### [CHALLENGE]
Set every record down verbatim and omit the pictures.

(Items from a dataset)
────

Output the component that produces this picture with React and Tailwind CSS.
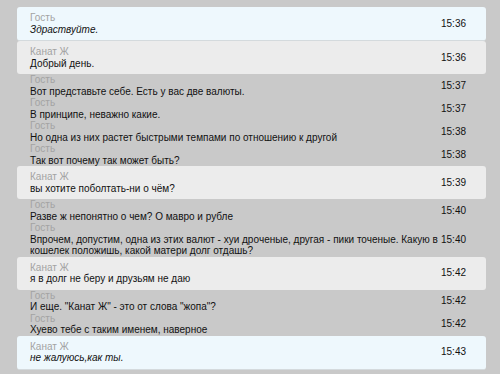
const messages = [
  { from: "Гость", text: "Здраствуйте.", time: "15:36", box: "blue", italic: true },
  { from: "Канат Ж", text: "Добрый день.", time: "15:36", box: "gray" },
  { from: "Гость", text: "Вот представьте себе. Есть у вас две валюты.", time: "15:37" },
  { from: "Гость", text: "В принципе, неважно какие.", time: "15:37" },
  { from: "Гость", text: "Но одна из них растет быстрыми темпами по отношению к другой", time: "15:38" },
  { from: "Гость", text: "Так вот почему так может быть?", time: "15:38" },
  { from: "Канат Ж", text: "вы хотите поболтать-ни о чём?", time: "15:39", box: "gray" },
  { from: "Гость", text: "Разве ж непонятно о чем? О мавро и рубле", time: "15:40" },
  {
    from: "Гость",
    text: "Впрочем, допустим, одна из этих валют - хуи дрoченые, другая - пики точеные. Какую в кошелек положишь, какой матери долг отдашь?",
    time: "15:40",
  },
  { from: "Канат Ж", text: "я в долг не беру и друзьям не даю", time: "15:42", box: "gray" },
  { from: "Гость", text: "И еще. \"Канат Ж\" - это от слова \"жопа\"?", time: "15:42" },
  { from: "Гость", text: "Хуево тебе с таким именем, наверное", time: "15:42" },
  { from: "Канат Ж", text: "не жалуюсь,как ты.", time: "15:43", box: "blue", italic: true },
];

function Row({ msg }) {
  const boxClass =
    msg.box === "blue"
      ? "bg-[#eef8fd] rounded-[3px] py-[5px] border-b border-[#d4dadd]"
      : msg.box === "gray"
      ? "bg-[#ececec] rounded-[3px] py-[5px]"
      : "";

  return (
    <div className={`flex items-center ${boxClass}`}>
      <div className="flex-1 pl-[13px] pr-[1px]">
        <div className="text-[#a3a3a3]">{msg.from}</div>
        <div className={msg.italic ? "italic text-[#111]" : "text-[#111]"}>
          {msg.text}
        </div>
      </div>
      <div className="w-[45px] shrink-0 text-[#111]">{msg.time}</div>
    </div>
  );
}

export default function App() {
  return (
    <div
      className="w-[500px] h-[374px] bg-[#c9c9c9] pl-[17px] pr-[14px] pt-[7px] text-[10px] leading-[11.5px]"
      style={{ fontFamily: '"Liberation Sans", Arial, sans-serif' }}
    >
      <div className="flex flex-col">
        {messages.map((msg, index) => (
          <Row key={index} msg={msg} />
        ))}
      </div>
    </div>
  );
}
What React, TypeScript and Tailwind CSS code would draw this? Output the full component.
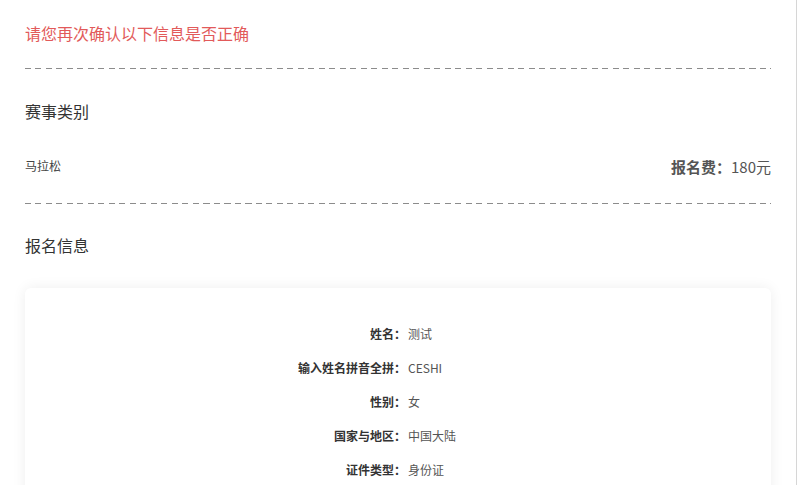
import React from "react";

const rows: { label: string; value: string }[] = [
  { label: "姓名：", value: "测试" },
  { label: "输入姓名拼音全拼：", value: "CESHI" },
  { label: "性别：", value: "女" },
  { label: "国家与地区：", value: "中国大陆" },
  { label: "证件类型：", value: "身份证" },
];

const Dashed: React.FC = () => (
  <div className="h-px w-full bg-[repeating-linear-gradient(to_right,#8c8c8c_0_6px,transparent_6px_10.5px)]" />
);

const App: React.FC = () => {
  return (
    <div className="h-[485px] w-[797px] overflow-hidden border-r border-[#d6d6d6] bg-white px-[25px] pt-[21px] font-['Noto_Sans_CJK_SC','Noto_Sans',sans-serif] text-[#333]">
      {/* notice */}
      <div className="text-[16px] leading-6 text-[#e25a5a]">请您再次确认以下信息是否正确</div>
      <div className="mt-[23px]">
        <Dashed />
      </div>

      {/* race type */}
      <div className="mt-[30px] text-[16px] leading-6">赛事类别</div>
      <div className="mt-[31px] flex h-6 items-center justify-between">
        <span className="text-[12px] text-[#444]">马拉松</span>
        <span className="pt-[3px] text-[15px] text-[#555]">
          <b className="font-bold">报名费：</b>180元
        </span>
      </div>
      <div className="mt-[25px]">
        <Dashed />
      </div>

      {/* sign up info */}
      <div className="mt-[29px] text-[16px] leading-6">报名信息</div>
      <div className="mt-[31px] rounded-md bg-white pt-[29px] pb-10 shadow-[0_0_14px_rgba(0,0,0,0.07)]">
        {rows.map((r) => (
          <div key={r.label} className="flex h-[34px] items-center text-[12px]">
            <div className="w-[381px] text-right font-bold text-[#333]">{r.label}</div>
            <div className="pl-[2px] text-[#555]">{r.value}</div>
          </div>
        ))}
      </div>
    </div>
  );
};

export default App;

────

### [COMPLETE RESPONSE]
Output the component that produces this picture with React and Tailwind CSS.
const messages = [
  { from: "Гость", text: "Здраствуйте.", time: "15:36", box: "blue", italic: true },
  { from: "Канат Ж", text: "Добрый день.", time: "15:36", box: "gray" },
  { from: "Гость", text: "Вот представьте себе. Есть у вас две валюты.", time: "15:37" },
  { from: "Гость", text: "В принципе, неважно какие.", time: "15:37" },
  { from: "Гость", text: "Но одна из них растет быстрыми темпами по отношению к другой", time: "15:38" },
  { from: "Гость", text: "Так вот почему так может быть?", time: "15:38" },
  { from: "Канат Ж", text: "вы хотите поболтать-ни о чём?", time: "15:39", box: "gray" },
  { from: "Гость", text: "Разве ж непонятно о чем? О мавро и рубле", time: "15:40" },
  {
    from: "Гость",
    text: "Впрочем, допустим, одна из этих валют - хуи дрoченые, другая - пики точеные. Какую в кошелек положишь, какой матери долг отдашь?",
    time: "15:40",
  },
  { from: "Канат Ж", text: "я в долг не беру и друзьям не даю", time: "15:42", box: "gray" },
  { from: "Гость", text: "И еще. \"Канат Ж\" - это от слова \"жопа\"?", time: "15:42" },
  { from: "Гость", text: "Хуево тебе с таким именем, наверное", time: "15:42" },
  { from: "Канат Ж", text: "не жалуюсь,как ты.", time: "15:43", box: "blue", italic: true },
];

function Row({ msg }) {
  const boxClass =
    msg.box === "blue"
      ? "bg-[#eef8fd] rounded-[3px] py-[5px] border-b border-[#d4dadd]"
      : msg.box === "gray"
      ? "bg-[#ececec] rounded-[3px] py-[5px]"
      : "";

  return (
    <div className={`flex items-center ${boxClass}`}>
      <div className="flex-1 pl-[13px] pr-[1px]">
        <div className="text-[#a3a3a3]">{msg.from}</div>
        <div className={msg.italic ? "italic text-[#111]" : "text-[#111]"}>
          {msg.text}
        </div>
      </div>
      <div className="w-[45px] shrink-0 text-[#111]">{msg.time}</div>
    </div>
  );
}

export default function App() {
  return (
    <div
      className="w-[500px] h-[374px] bg-[#c9c9c9] pl-[17px] pr-[14px] pt-[7px] text-[10px] leading-[11.5px]"
      style={{ fontFamily: '"Liberation Sans", Arial, sans-serif' }}
    >
      <div className="flex flex-col">
        {messages.map((msg, index) => (
          <Row key={index} msg={msg} />
        ))}
      </div>
    </div>
  );
}
What React, TypeScript and Tailwind CSS code would draw this? Output the full component.
import React from "react";

const rows: { label: string; value: string }[] = [
  { label: "姓名：", value: "测试" },
  { label: "输入姓名拼音全拼：", value: "CESHI" },
  { label: "性别：", value: "女" },
  { label: "国家与地区：", value: "中国大陆" },
  { label: "证件类型：", value: "身份证" },
];

const Dashed: React.FC = () => (
  <div className="h-px w-full bg-[repeating-linear-gradient(to_right,#8c8c8c_0_6px,transparent_6px_10.5px)]" />
);

const App: React.FC = () => {
  return (
    <div className="h-[485px] w-[797px] overflow-hidden border-r border-[#d6d6d6] bg-white px-[25px] pt-[21px] font-['Noto_Sans_CJK_SC','Noto_Sans',sans-serif] text-[#333]">
      {/* notice */}
      <div className="text-[16px] leading-6 text-[#e25a5a]">请您再次确认以下信息是否正确</div>
      <div className="mt-[23px]">
        <Dashed />
      </div>

      {/* race type */}
      <div className="mt-[30px] text-[16px] leading-6">赛事类别</div>
      <div className="mt-[31px] flex h-6 items-center justify-between">
        <span className="text-[12px] text-[#444]">马拉松</span>
        <span className="pt-[3px] text-[15px] text-[#555]">
          <b className="font-bold">报名费：</b>180元
        </span>
      </div>
      <div className="mt-[25px]">
        <Dashed />
      </div>

      {/* sign up info */}
      <div className="mt-[29px] text-[16px] leading-6">报名信息</div>
      <div className="mt-[31px] rounded-md bg-white pt-[29px] pb-10 shadow-[0_0_14px_rgba(0,0,0,0.07)]">
        {rows.map((r) => (
          <div key={r.label} className="flex h-[34px] items-center text-[12px]">
            <div className="w-[381px] text-right font-bold text-[#333]">{r.label}</div>
            <div className="pl-[2px] text-[#555]">{r.value}</div>
          </div>
        ))}
      </div>
    </div>
  );
};

export default App;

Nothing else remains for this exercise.